(Dataset items)
-=-=-=-=-
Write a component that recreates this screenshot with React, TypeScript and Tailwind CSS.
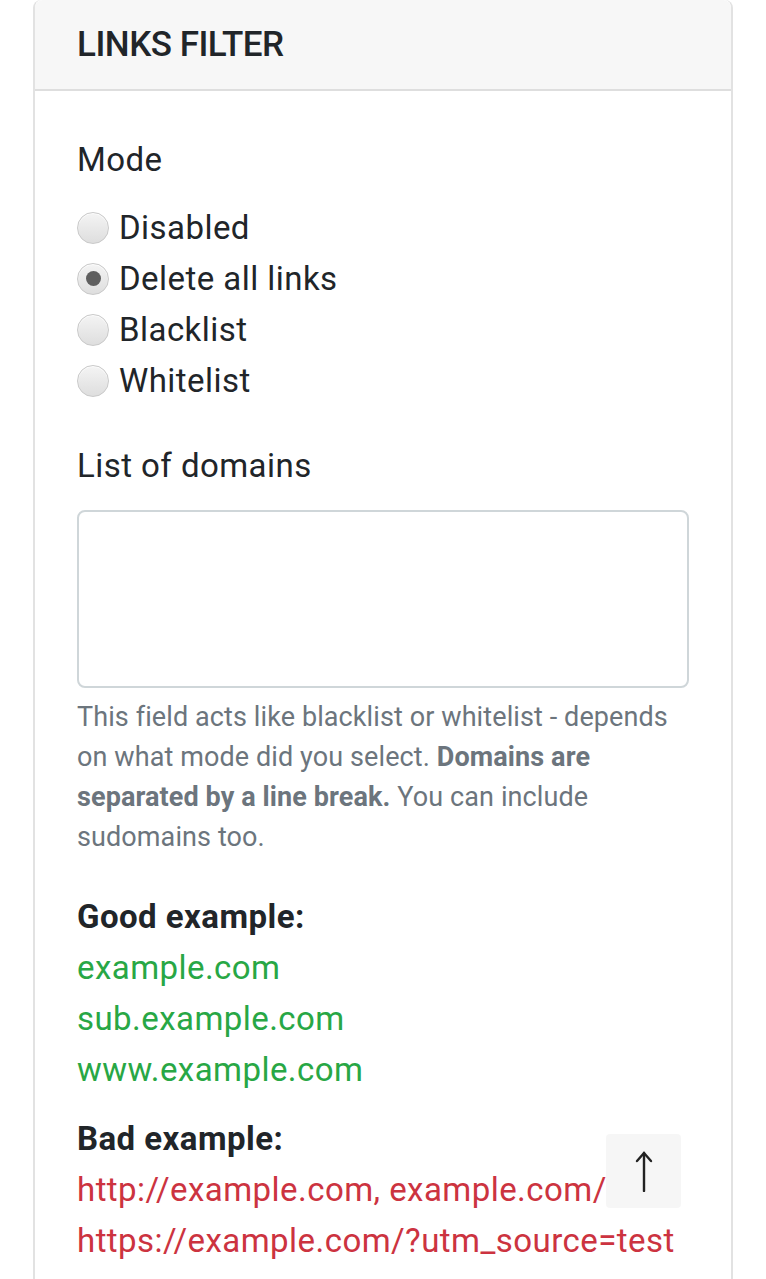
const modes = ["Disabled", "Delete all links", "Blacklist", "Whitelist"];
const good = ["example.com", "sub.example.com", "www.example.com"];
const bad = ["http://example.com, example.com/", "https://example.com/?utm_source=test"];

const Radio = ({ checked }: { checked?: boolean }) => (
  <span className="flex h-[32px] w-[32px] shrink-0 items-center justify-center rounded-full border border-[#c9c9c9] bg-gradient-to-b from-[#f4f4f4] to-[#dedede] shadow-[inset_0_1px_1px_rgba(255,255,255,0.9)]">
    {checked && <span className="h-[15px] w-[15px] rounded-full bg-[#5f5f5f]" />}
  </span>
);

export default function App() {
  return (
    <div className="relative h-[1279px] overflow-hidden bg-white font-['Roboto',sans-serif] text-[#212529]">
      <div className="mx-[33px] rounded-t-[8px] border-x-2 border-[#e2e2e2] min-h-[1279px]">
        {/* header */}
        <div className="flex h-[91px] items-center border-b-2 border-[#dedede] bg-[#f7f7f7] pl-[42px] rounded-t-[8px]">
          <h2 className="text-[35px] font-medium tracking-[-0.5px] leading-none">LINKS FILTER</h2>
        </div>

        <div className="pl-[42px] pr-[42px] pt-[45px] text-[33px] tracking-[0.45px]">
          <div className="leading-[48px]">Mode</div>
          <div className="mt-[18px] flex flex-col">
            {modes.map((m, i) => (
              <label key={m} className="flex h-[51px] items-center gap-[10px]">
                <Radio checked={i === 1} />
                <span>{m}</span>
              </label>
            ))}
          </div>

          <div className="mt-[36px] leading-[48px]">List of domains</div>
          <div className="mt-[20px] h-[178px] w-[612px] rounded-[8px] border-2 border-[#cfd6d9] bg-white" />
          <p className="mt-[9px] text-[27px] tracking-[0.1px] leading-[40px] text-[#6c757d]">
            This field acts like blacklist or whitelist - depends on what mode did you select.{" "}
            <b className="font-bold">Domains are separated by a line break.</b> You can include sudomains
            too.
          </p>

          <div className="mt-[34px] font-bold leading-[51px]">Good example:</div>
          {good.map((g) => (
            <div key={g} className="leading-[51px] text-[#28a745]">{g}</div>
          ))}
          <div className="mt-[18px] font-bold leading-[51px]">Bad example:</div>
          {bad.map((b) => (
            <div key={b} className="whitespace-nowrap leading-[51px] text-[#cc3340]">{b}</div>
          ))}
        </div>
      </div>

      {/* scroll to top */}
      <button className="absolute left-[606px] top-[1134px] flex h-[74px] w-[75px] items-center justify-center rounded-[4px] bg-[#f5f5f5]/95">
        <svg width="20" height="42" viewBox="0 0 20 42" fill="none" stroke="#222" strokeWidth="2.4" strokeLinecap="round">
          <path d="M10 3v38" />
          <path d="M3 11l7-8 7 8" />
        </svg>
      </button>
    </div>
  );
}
-=-=-=-=-
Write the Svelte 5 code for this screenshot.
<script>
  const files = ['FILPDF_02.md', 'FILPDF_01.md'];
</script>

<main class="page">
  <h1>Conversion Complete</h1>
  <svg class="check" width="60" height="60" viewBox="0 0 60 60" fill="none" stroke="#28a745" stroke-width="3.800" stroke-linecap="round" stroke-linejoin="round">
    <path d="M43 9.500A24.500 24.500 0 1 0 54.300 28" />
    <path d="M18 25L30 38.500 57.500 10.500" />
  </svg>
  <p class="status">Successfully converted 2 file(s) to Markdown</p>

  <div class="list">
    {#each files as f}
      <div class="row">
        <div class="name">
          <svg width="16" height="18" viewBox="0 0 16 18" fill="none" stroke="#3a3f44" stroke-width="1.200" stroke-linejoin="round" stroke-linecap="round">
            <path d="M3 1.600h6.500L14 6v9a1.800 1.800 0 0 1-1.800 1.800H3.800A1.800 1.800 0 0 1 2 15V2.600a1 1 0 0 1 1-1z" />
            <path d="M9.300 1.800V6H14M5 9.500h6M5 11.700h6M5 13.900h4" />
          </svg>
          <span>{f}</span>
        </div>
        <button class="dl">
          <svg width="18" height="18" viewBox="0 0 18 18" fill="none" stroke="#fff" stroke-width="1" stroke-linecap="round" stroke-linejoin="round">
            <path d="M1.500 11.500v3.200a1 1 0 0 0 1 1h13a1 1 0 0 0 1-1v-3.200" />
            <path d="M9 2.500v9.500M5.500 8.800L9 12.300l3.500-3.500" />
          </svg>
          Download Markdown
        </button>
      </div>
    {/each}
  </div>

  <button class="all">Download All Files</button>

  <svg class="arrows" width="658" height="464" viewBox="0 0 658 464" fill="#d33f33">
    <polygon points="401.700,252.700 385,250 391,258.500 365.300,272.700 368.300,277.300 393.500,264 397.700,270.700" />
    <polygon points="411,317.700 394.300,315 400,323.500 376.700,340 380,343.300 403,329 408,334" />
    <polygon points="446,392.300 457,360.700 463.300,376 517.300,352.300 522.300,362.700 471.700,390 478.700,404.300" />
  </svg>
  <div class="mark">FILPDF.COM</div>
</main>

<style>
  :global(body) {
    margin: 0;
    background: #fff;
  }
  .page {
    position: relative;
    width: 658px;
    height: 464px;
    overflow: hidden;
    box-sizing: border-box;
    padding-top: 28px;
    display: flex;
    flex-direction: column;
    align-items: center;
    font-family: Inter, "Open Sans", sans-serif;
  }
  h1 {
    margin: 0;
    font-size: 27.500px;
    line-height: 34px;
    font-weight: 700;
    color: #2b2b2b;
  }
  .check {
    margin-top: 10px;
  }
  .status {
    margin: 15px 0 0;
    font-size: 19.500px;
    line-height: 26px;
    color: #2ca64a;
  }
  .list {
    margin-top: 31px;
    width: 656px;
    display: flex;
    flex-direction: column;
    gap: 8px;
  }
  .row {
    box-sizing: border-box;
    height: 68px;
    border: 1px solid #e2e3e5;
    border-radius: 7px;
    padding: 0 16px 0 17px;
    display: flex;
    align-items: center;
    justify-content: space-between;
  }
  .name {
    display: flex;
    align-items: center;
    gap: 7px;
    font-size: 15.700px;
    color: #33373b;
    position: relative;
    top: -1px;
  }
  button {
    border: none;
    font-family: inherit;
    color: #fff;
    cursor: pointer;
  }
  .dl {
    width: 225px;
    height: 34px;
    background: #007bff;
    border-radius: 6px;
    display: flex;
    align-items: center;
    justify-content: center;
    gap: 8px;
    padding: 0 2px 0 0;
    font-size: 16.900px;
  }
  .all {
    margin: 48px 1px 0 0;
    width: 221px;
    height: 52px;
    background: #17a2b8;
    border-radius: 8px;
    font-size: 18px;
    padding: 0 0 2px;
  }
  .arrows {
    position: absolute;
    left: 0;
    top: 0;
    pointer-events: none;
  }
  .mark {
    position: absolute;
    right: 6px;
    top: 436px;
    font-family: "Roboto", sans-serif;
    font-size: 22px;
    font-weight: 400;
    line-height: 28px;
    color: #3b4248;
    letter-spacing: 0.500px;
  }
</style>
-=-=-=-=-
Task requirements>
Reproduce exactly the lines from the line with "Write the Svelte 5 code for this screenshot." through the line with "file(s) to Markdown</p>", both end lines included, and only those lines.

Result for this exercise>
Write the Svelte 5 code for this screenshot.
<script>
  const files = ['FILPDF_02.md', 'FILPDF_01.md'];
</script>

<main class="page">
  <h1>Conversion Complete</h1>
  <svg class="check" width="60" height="60" viewBox="0 0 60 60" fill="none" stroke="#28a745" stroke-width="3.800" stroke-linecap="round" stroke-linejoin="round">
    <path d="M43 9.500A24.500 24.500 0 1 0 54.300 28" />
    <path d="M18 25L30 38.500 57.500 10.500" />
  </svg>
  <p class="status">Successfully converted 2 file(s) to Markdown</p>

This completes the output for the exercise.